The concept I would like to introduce then is the Smallest Possible Superset (SPS) of an anomaly. The SPS describes how well the recommended mitigation filter matches the anomalous traffic. Of course, the filter should ideally cover at least 100% of the anomaly. However, if the filter is too broad, it will cover more than necessary, resulting in innocent traffic being filtered as well. The smaller the SPS the better. This graphic illustrates the point:
Illustration of the Smallest Possible Superset (SPS) of an anomaly
We can see the overall traffic in a network, illustrated as the gray area. The anomaly, for example a DDoS attack on a web-server, is presented in red. The purple area is the SPS, which is described by the mitigation filter that was recommended by an anomaly detection solution.

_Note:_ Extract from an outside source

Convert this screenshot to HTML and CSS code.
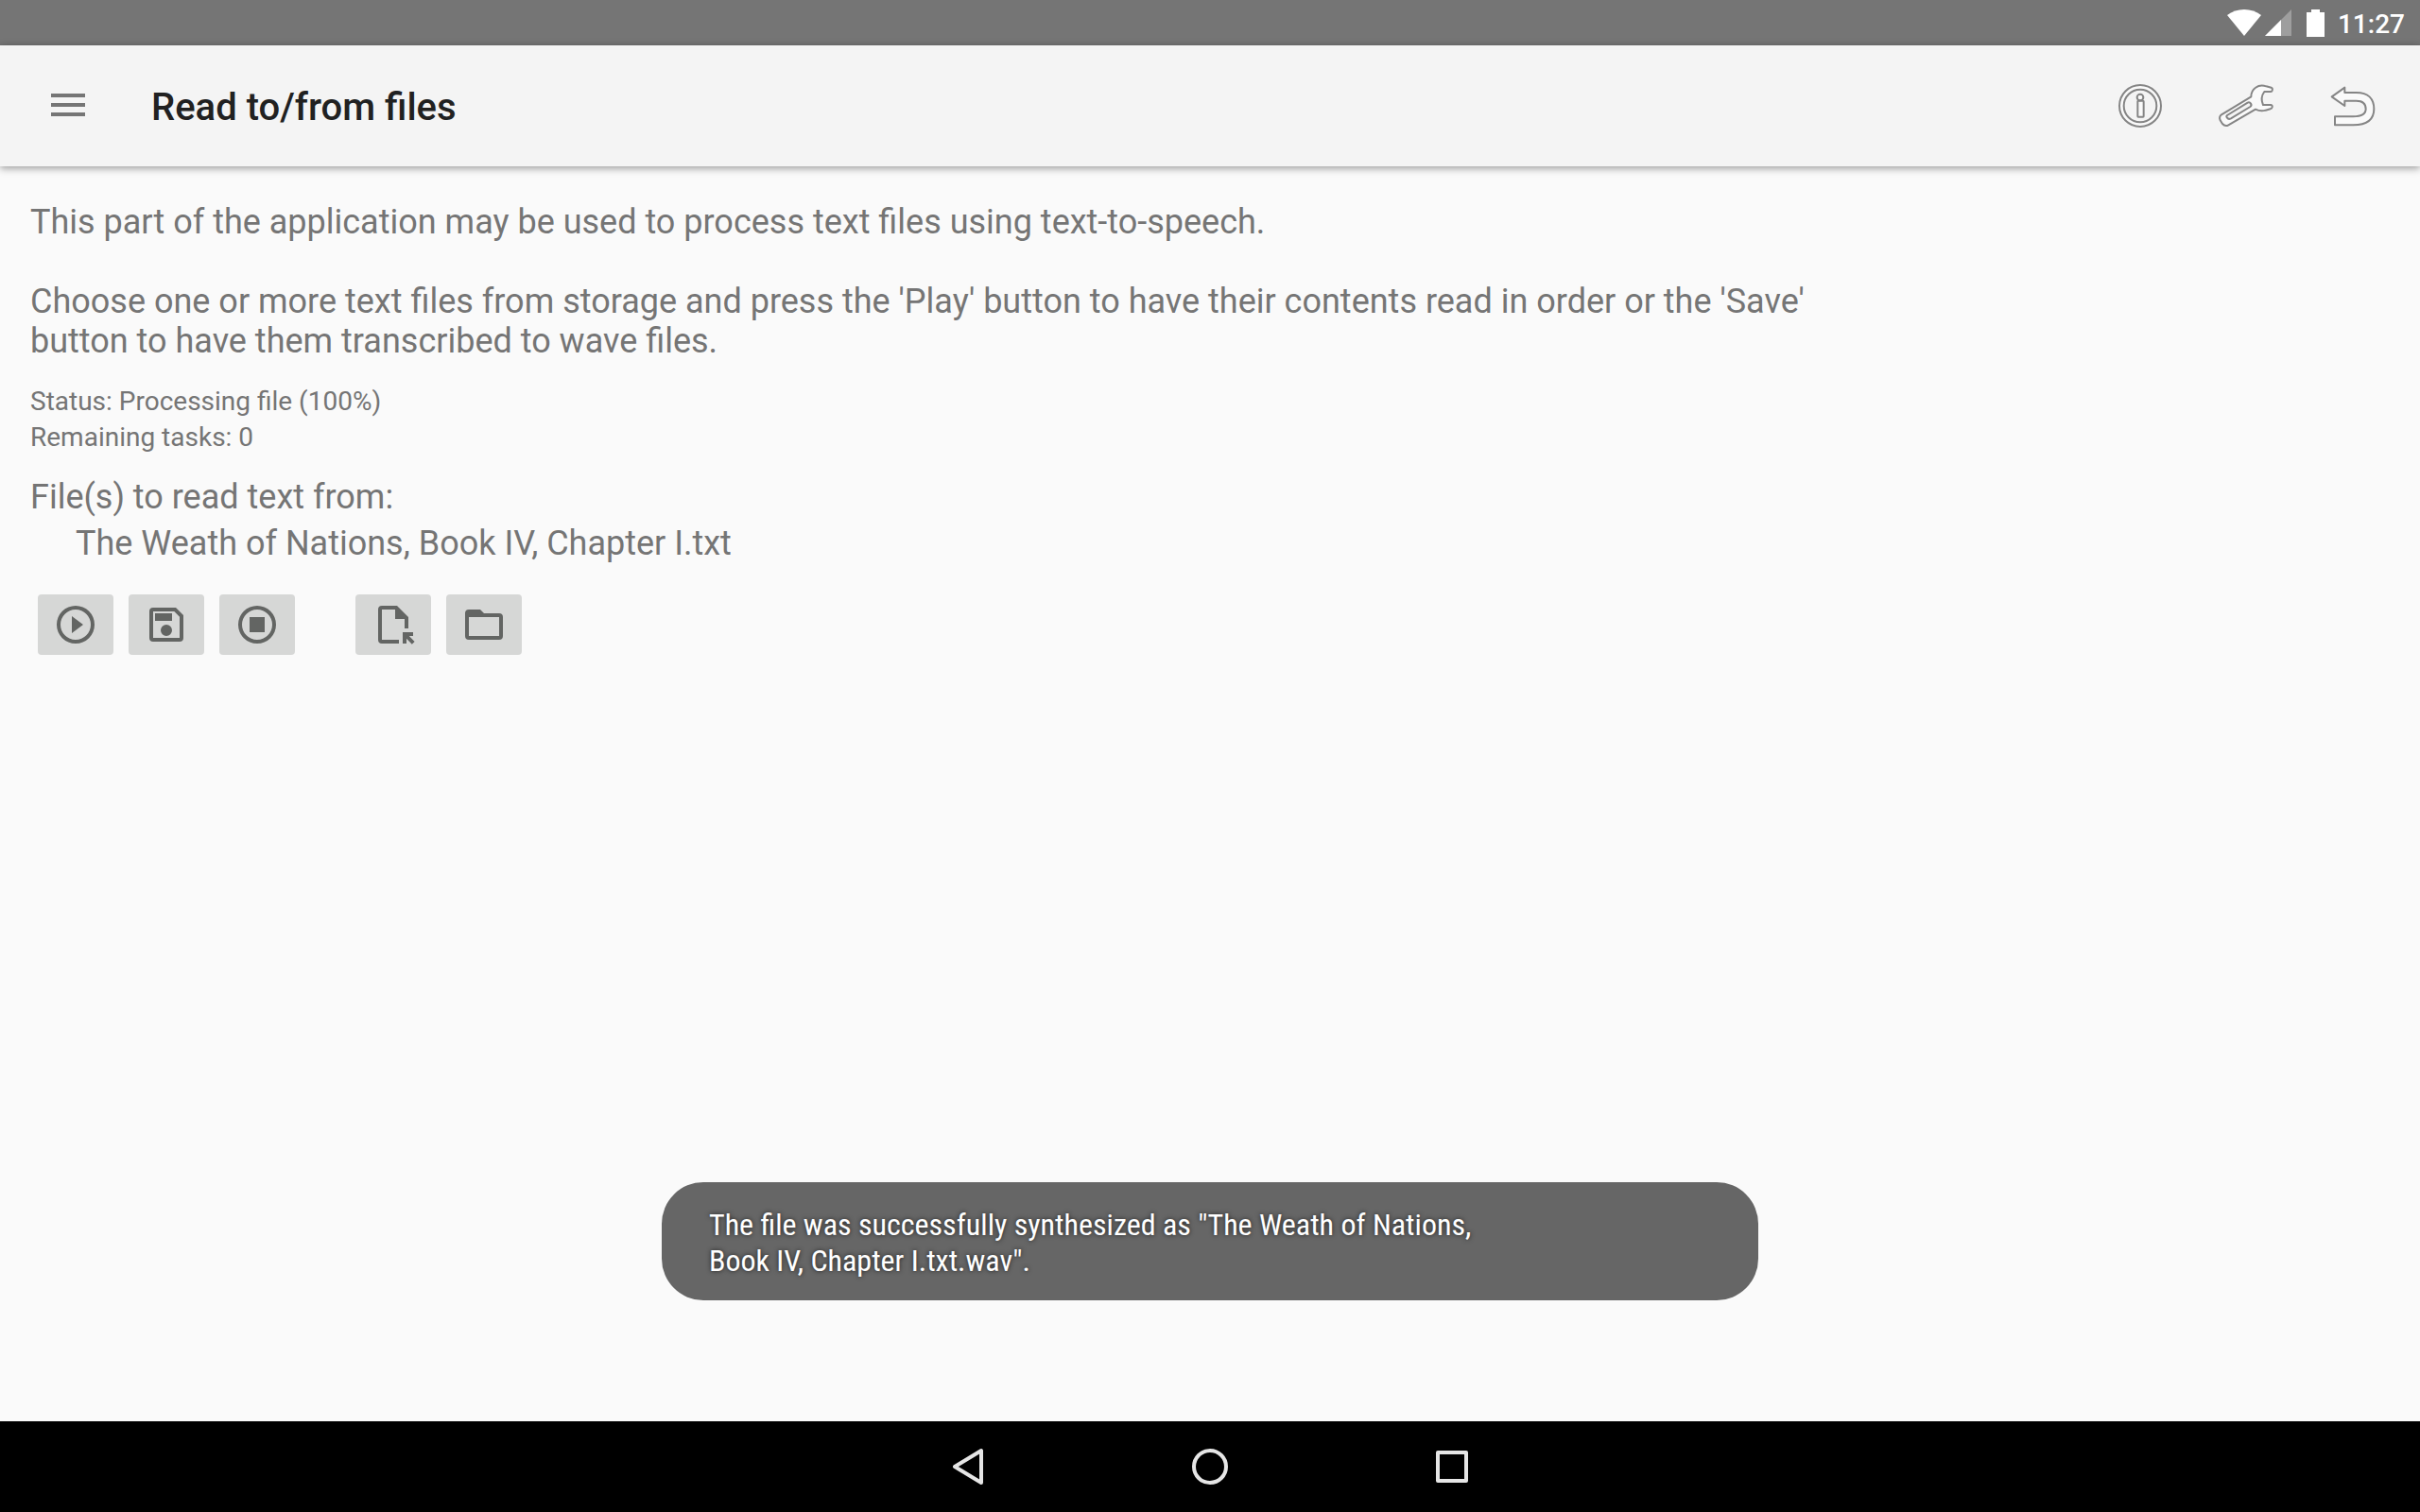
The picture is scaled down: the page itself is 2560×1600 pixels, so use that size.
FILE: index.html
```html
<!DOCTYPE html>
<html lang="en">
<head>
<meta charset="utf-8">
<title>Read to/from files</title>
<link rel="stylesheet" href="styles.css">
</head>
<body>
<div class="statusbar">
  <svg class="wifi" viewBox="0 0 36 28" aria-hidden="true"><path d="M18 28L0 6C10-2 26-2 36 6Z"/></svg>
  <svg class="signal" viewBox="0 0 28 28" aria-hidden="true"><path d="M28 0V28H0Z" opacity=".3"/><path d="M17 11V28H0Z"/></svg>
  <svg class="battery" viewBox="0 0 19 29" aria-hidden="true"><path d="M5 0h9v3h5v26H0V3h5Z"/></svg>
  <span class="clock">11:27</span>
</div>
<header class="toolbar">
  <button class="menu" aria-label="Menu"><svg viewBox="0 0 24 24"><path d="M3 6h18v2H3zM3 11h18v2H3zM3 16h18v2H3z"/></svg></button>
  <h1 class="title">Read to/from files</h1>
  <button class="action" aria-label="About"><svg viewBox="0 0 192 192"><circle cx="96" cy="96" r="66"/><circle class="hole" cx="96" cy="96" r="52"/><rect x="88" y="80" width="19" height="51" rx="2"/><circle cx="96" cy="69" r="10"/></svg></button>
  <button class="action" aria-label="Settings"><svg viewBox="0 0 192 192"><path d="M112 67C112 42 134 26 160 34L176 38Q181 40 179 47Q178 51 174 51H154Q140 70 150 93H175Q180 94 179 100Q178 105 173 106L158 110C146 114 136 112 126 107L40 157Q30 163 21 153L14 142Q9 131 18 124Z"/><path class="hole" d="M36 126L101 86Q107 83 111 89Q115 95 109 99L48 136Q40 140 36 134Q32 130 36 126Z"/></svg></button>
  <button class="action" aria-label="Back"><svg viewBox="0 0 192 192"><path d="M32 67L73 38V54H110C148 54 166 75 166 106C166 142 140 157 100 157H42V130H100C126 130 140 124 140 106C140 88 128 80 110 80H73V96Z"/></svg></button>
</header>
<main class="content">
  <p class="intro">This part of the application may be used to process text files using text-to-speech.</p>
  <p class="intro">Choose one or more text files from storage and press the 'Play' button to have their contents read in order or the 'Save' button to have them transcribed to wave files.</p>
  <div class="status">
    <p>Status: Processing file (100%)</p>
    <p>Remaining tasks: 0</p>
  </div>
  <section class="files">
    <h2>File(s) to read text from:</h2>
    <ul><li>The Weath of Nations, Book IV, Chapter I.txt</li></ul>
  </section>
  <div class="controls">
    <div class="group">
      <button aria-label="Play"><svg viewBox="0 0 24 24"><path fill-rule="evenodd" d="M12 2a10 10 0 1 0 0 20a10 10 0 0 0 0-20ZM12 4a8 8 0 1 1 0 16a8 8 0 0 1 0-16ZM10 7.500v9l6-4.500Z"/></svg></button>
      <button aria-label="Save"><svg viewBox="0 0 24 24"><path fill-rule="evenodd" d="M17 3H5a2 2 0 0 0-2 2v14a2 2 0 0 0 2 2h14a2 2 0 0 0 2-2V7ZM19 19H5V5h11.170L19 7.830ZM6 6h9v4H6ZM12 12a3 3 0 1 1 0 6a3 3 0 0 1 0-6Z"/></svg></button>
      <button aria-label="Stop"><svg viewBox="0 0 24 24"><path fill-rule="evenodd" d="M12 2a10 10 0 1 0 0 20a10 10 0 0 0 0-20ZM12 4a8 8 0 1 1 0 16a8 8 0 0 1 0-16ZM8 8h8v8H8Z"/></svg></button>
    </div>
    <div class="group">
      <button aria-label="Choose file"><svg viewBox="0 0 24 24"><path d="M14 2H6a2 2 0 0 0-2 2v16a2 2 0 0 0 2 2h9v-2H6V4h7v5h5v5h2V8ZM17 16h5.500v2h-2.100l2.900 3l-1.400 1.400L19 19.400V22h-2Z"/></svg></button>
      <button aria-label="Choose folder"><svg viewBox="0 0 24 24"><path fill-rule="evenodd" d="M20 6h-8l-2-2H4a2 2 0 0 0-2 2v12a2 2 0 0 0 2 2h16a2 2 0 0 0 2-2V8a2 2 0 0 0-2-2ZM20 18H4V8h16Z"/></svg></button>
    </div>
  </div>
</main>
<div class="toast" role="status">The file was successfully synthesized as "The Weath of Nations,<br>Book IV, Chapter I.txt.wav".</div>
<nav class="navbar">
  <button aria-label="Back"><svg viewBox="0 0 48 48"><path d="M38 7V41L10 24Z"/></svg></button>
  <button aria-label="Home"><svg viewBox="0 0 48 48"><circle cx="24" cy="24" r="17"/></svg></button>
  <button aria-label="Overview"><svg viewBox="0 0 48 48"><rect x="9" y="9" width="30" height="30"/></svg></button>
</nav>
</body>
</html>
```
FILE: styles.css
```css
* { box-sizing: border-box; }
body {
  margin: 0;
  min-height: 100vh;
  display: flex;
  flex-direction: column;
  position: relative;
  background: #fafafa;
  color: #757575;
  font-family: Roboto, sans-serif;
}
h1, h2, p, ul { margin: 0; padding: 0; font-weight: 400; }
button { border: 0; padding: 0; background: none; display: flex; align-items: center; justify-content: center; }
svg { display: block; flex: none; }

.statusbar {
  height: 48px;
  padding: 0 16px;
  display: flex;
  justify-content: flex-end;
  align-items: center;
  background: #757575;
  color: #fff;
  fill: #fff;
}
.wifi { width: 36px; height: 28px; }
.signal { width: 28px; height: 28px; margin-left: 4px; }
.battery { width: 19px; height: 29px; margin: 0 14px 0 16px; }
.clock { font-size: 28px; font-weight: 500; line-height: 46px; padding-top: 4px; }

.toolbar {
  height: 128px;
  padding: 0 16px 0 48px;
  display: flex;
  align-items: center;
  background: #f4f4f4;
  box-shadow: 0 2px 8px rgba(0, 0, 0, .4);
}
.menu { padding-bottom: 2px; }
.menu svg { width: 48px; height: 48px; fill: #757575; }
.title { flex: 1; margin-left: 64px; padding-top: 4px; font-size: 40px; font-weight: 500; line-height: 48px; color: #212121; }
.action { width: 112px; height: 112px; }
.action svg { width: 64px; height: 64px; fill: #fafafa; stroke: #858585; stroke-width: 6px; stroke-linejoin: round; }
.action .hole { fill: #f4f4f4; }

.content { flex: 1; padding: 38px 32px; }
.intro { max-width: 1920px; margin-bottom: 42px; font-size: 36px; line-height: 42px; }
.intro + .intro { margin-bottom: 24px; }
.status { margin-bottom: 20px; font-size: 28px; line-height: 38px; }
.files, .files h2 { font-size: 36px; line-height: 49px; }
.files ul { list-style: none; padding-left: 48px; }
.controls { display: flex; gap: 64px; margin-top: 29px; padding-left: 8px; }
.group { display: flex; gap: 16px; }
.group button { width: 80px; height: 64px; border-radius: 4px; background: #d6d7d6; }
.group svg { width: 48px; height: 48px; fill: #636563; }

.toast {
  position: absolute;
  bottom: 224px;
  left: 50%;
  transform: translateX(-50%);
  width: 1160px;
  padding: 26px 50px 23px;
  border-radius: 44px;
  background: #666;
  color: #fff;
  font-family: "Roboto Condensed", Roboto, sans-serif;
  font-size: 32px;
  line-height: 38px;
  text-shadow: 0 0 5px rgba(0, 0, 0, .7);
}

.navbar { height: 96px; display: flex; justify-content: center; background: #000; }
.navbar button { width: 256px; }
.navbar svg { width: 48px; height: 48px; fill: none; stroke: #e6e6e6; stroke-width: 4px; stroke-linejoin: round; }
```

In case of a flow-based system, the SPS may be quite large. Imagine the web-server is under TCP-SYN attack to port 80 from random source addresses. If the anomaly detection solution does not see the raw packets, all it can do is to recommend that all SYN packets to port 80 of that web-server be filtered. Clearly, that would shut down any further activity for that server. Even perfectly legitimate connection requests would be denied.
A packet-based anomaly detection solution, however, can look for identifying characteristics in the SYN packets that make up the attack. Thus, once identified, those characteristics can be used to describe the SPS much more accurately.
Especially in conjunction with an in-line filtering system, for example a good IPS, such real-time and fine-grained mitigation filters can be very effectively implemented. Overall network impact on the legitimate operation of the network will be significantly reduced, due to the fact that the SPS is much smaller, and very closely matches the anomalous traffic.